Directions: Set down each line of the material that follows, exactly, with no pictures.

Recorded information:
## start

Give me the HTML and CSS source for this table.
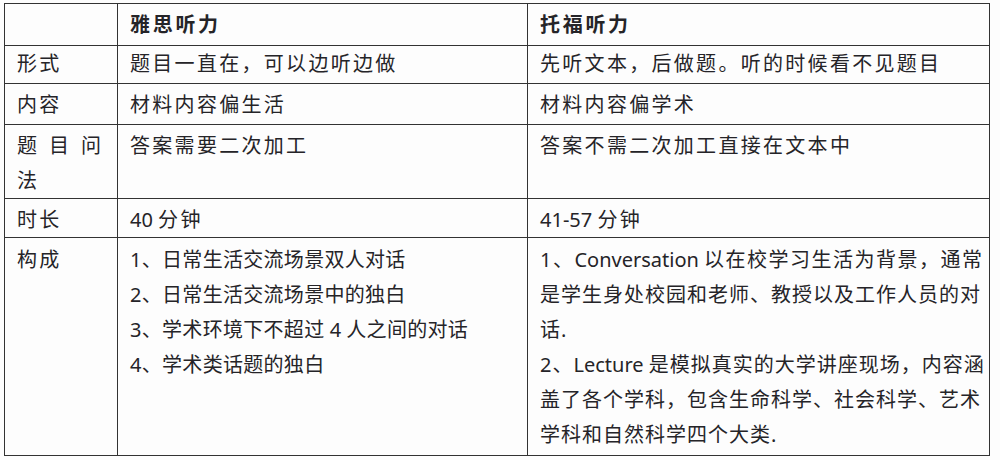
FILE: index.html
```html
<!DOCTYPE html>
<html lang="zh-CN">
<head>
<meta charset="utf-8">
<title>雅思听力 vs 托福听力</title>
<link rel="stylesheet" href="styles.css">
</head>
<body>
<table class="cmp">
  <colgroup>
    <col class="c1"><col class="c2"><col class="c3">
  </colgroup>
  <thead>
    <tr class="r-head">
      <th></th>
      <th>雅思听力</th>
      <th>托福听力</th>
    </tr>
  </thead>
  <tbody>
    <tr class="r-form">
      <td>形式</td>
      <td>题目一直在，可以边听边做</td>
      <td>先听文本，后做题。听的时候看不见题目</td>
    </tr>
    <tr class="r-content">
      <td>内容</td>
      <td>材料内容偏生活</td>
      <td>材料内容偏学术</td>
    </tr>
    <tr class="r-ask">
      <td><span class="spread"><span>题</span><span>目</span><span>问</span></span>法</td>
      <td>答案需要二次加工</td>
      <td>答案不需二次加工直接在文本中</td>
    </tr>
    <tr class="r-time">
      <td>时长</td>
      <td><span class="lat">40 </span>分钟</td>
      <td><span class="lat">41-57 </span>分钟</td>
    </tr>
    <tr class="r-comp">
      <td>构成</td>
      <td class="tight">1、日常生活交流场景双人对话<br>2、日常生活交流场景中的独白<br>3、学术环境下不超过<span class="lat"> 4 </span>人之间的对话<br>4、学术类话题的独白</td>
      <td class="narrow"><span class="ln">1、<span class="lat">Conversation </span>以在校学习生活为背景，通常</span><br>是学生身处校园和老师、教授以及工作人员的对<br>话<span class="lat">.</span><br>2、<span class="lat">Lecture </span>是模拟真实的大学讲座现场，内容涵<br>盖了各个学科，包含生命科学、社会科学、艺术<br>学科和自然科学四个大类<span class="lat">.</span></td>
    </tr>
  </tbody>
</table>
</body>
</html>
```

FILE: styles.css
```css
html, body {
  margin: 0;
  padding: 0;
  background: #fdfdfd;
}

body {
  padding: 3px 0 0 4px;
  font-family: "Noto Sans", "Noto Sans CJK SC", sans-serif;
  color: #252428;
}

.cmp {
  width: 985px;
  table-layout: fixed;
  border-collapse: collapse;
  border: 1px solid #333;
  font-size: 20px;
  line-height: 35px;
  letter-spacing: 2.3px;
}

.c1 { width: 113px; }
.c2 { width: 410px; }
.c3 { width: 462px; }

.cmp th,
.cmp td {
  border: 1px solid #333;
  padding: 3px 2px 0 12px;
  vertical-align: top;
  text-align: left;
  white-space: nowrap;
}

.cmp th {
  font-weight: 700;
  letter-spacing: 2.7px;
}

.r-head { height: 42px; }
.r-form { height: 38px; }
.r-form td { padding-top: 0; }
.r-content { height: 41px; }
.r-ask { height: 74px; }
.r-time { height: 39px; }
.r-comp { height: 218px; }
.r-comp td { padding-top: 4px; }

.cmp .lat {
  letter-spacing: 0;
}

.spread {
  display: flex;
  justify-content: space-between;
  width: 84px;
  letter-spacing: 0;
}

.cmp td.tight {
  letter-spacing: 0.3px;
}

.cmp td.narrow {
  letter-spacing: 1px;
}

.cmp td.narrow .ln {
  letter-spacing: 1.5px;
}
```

## end

The solution:
Give me the HTML and CSS source for this table.
FILE: index.html
```html
<!DOCTYPE html>
<html lang="zh-CN">
<head>
<meta charset="utf-8">
<title>雅思听力 vs 托福听力</title>
<link rel="stylesheet" href="styles.css">
</head>
<body>
<table class="cmp">
  <colgroup>
    <col class="c1"><col class="c2"><col class="c3">
  </colgroup>
  <thead>
    <tr class="r-head">
      <th></th>
      <th>雅思听力</th>
      <th>托福听力</th>
    </tr>
  </thead>
  <tbody>
    <tr class="r-form">
      <td>形式</td>
      <td>题目一直在，可以边听边做</td>
      <td>先听文本，后做题。听的时候看不见题目</td>
    </tr>
    <tr class="r-content">
      <td>内容</td>
      <td>材料内容偏生活</td>
      <td>材料内容偏学术</td>
    </tr>
    <tr class="r-ask">
      <td><span class="spread"><span>题</span><span>目</span><span>问</span></span>法</td>
      <td>答案需要二次加工</td>
      <td>答案不需二次加工直接在文本中</td>
    </tr>
    <tr class="r-time">
      <td>时长</td>
      <td><span class="lat">40 </span>分钟</td>
      <td><span class="lat">41-57 </span>分钟</td>
    </tr>
    <tr class="r-comp">
      <td>构成</td>
      <td class="tight">1、日常生活交流场景双人对话<br>2、日常生活交流场景中的独白<br>3、学术环境下不超过<span class="lat"> 4 </span>人之间的对话<br>4、学术类话题的独白</td>
      <td class="narrow"><span class="ln">1、<span class="lat">Conversation </span>以在校学习生活为背景，通常</span><br>是学生身处校园和老师、教授以及工作人员的对<br>话<span class="lat">.</span><br>2、<span class="lat">Lecture </span>是模拟真实的大学讲座现场，内容涵<br>盖了各个学科，包含生命科学、社会科学、艺术<br>学科和自然科学四个大类<span class="lat">.</span></td>
    </tr>
  </tbody>
</table>
</body>
</html>
```

FILE: styles.css
```css
html, body {
  margin: 0;
  padding: 0;
  background: #fdfdfd;
}

body {
  padding: 3px 0 0 4px;
  font-family: "Noto Sans", "Noto Sans CJK SC", sans-serif;
  color: #252428;
}

.cmp {
  width: 985px;
  table-layout: fixed;
  border-collapse: collapse;
  border: 1px solid #333;
  font-size: 20px;
  line-height: 35px;
  letter-spacing: 2.3px;
}

.c1 { width: 113px; }
.c2 { width: 410px; }
.c3 { width: 462px; }

.cmp th,
.cmp td {
  border: 1px solid #333;
  padding: 3px 2px 0 12px;
  vertical-align: top;
  text-align: left;
  white-space: nowrap;
}

.cmp th {
  font-weight: 700;
  letter-spacing: 2.7px;
}

.r-head { height: 42px; }
.r-form { height: 38px; }
.r-form td { padding-top: 0; }
.r-content { height: 41px; }
.r-ask { height: 74px; }
.r-time { height: 39px; }
.r-comp { height: 218px; }
.r-comp td { padding-top: 4px; }

.cmp .lat {
  letter-spacing: 0;
}

.spread {
  display: flex;
  justify-content: space-between;
  width: 84px;
  letter-spacing: 0;
}

.cmp td.tight {
  letter-spacing: 0.3px;
}

.cmp td.narrow {
  letter-spacing: 1px;
}

.cmp td.narrow .ln {
  letter-spacing: 1.5px;
}
```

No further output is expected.